Speaking during a press conference held in Harare, Tourism Minister Walter Mzembi said government will be giving incentives to churches wishing to build infrastructure for various purposes.
“Churches wishing to develop their infrastructure and otherwise grow their capacity will benefit from rebates and other incentives currently extended to players in other branches of tourism,” said Mzembi.
“However, just like other players in the areas of renting out conference facilities equipment, accommodation, restaurants etc that earn income, they should be taxed.
“We will not tax donations or tithes received by the churches as implied in some sections of the press, it is only the profitable business conducted by churches that we propose to levy and tax.
“By the same token we will take measures to facilitate and indeed grow religious tourism, be it national, regional or international.
“We will persuade operators in the hotel accommodation business to offer special rates during weekends when there is a flurry of church activities and travel throughout the country.
“This will of course be of benefit to both the businesses as well as the travellers. Our policy will seek to leverage the synergies between operator and traveller in a way that benefits both.”
Mzembi added that his ministry would create a department that would advance the growth and development of religious tourism in the country.
“We will during the first quarter of the coming year create a religious desk within the ministry complete with a board to steer its affairs as well as organise a national religious tourism conference at which we will ask our academic institutions including universities to give suggestions on how we can best grow religious tourism for both the social and economic well-being of Zimbabwe,” he said.
ZCC in Masvingo has already applied for designation for religious tourism of its 18 000-seater conferencing facility.
The church is currently building accommodation facilities around their shrine and restaurant facilities which are being graded by the Ministry of Tourism.
Celebration Church is also in the process of applying for designation for religious tourism.
Speaking during the same event, Kingdom Church founder Bishop Climate Irungu said religious tourism had a potential to transform Zimbabwe.
“Miracle church attracts a lot of people and you find that in the UK at least 10 000 people from the UK and other places travel to the mountains in Scotland where they spend nights in prayer,” said Bishop Irungu.

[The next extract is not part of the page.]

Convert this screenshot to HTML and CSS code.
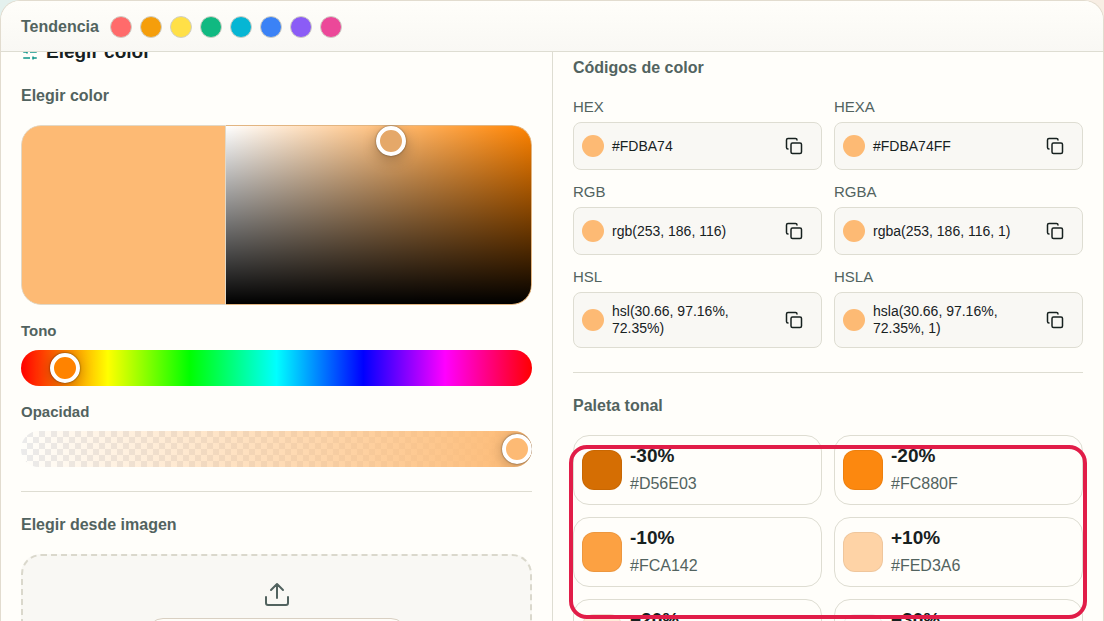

“Faith makes people travel anywhere.
“It is good that Zimbabwe has freedom of worship and freedom of speech, it is safe and secure because people have respect for God which is why the crime rate is low.
“We are building a US$300 million theme park in Nigeria called the Delta State Resort which we will be unveiling in December and will employ 6 000 people.
“We are building it in Nigeria because it is an African State and we are all part of COMESA and that way we are investing back home.
“The animals will come from South Africa.
“We are also planning to sign Zimbabwe so that we also build a 24-hour theme park in Harare.”
Meanwhile, government is set to launch a US$10 million Tourism Revolving Fund expected to recapitalise the sector.
Mzembi confirmed that his ministry has secured the money which is going to be used as seed capital for the tourism revolving fund.
“We have secured the first US$10 million from a bank, which I cannot disclose at the moment, but we are still negotiating for more funding from other banking stakeholders and of course the Ministry of Finance,” he said.
“I hope that by December we would be able to secure the privilege of the President to launch the National Tourism Policy and that is when I would, with firmness, be able to announce how much is in the kitty of the tourism fund.”
Tourism products in the country badly need to be spruced up after going for over a decade without capital injection as a result of Western imposed sanctions.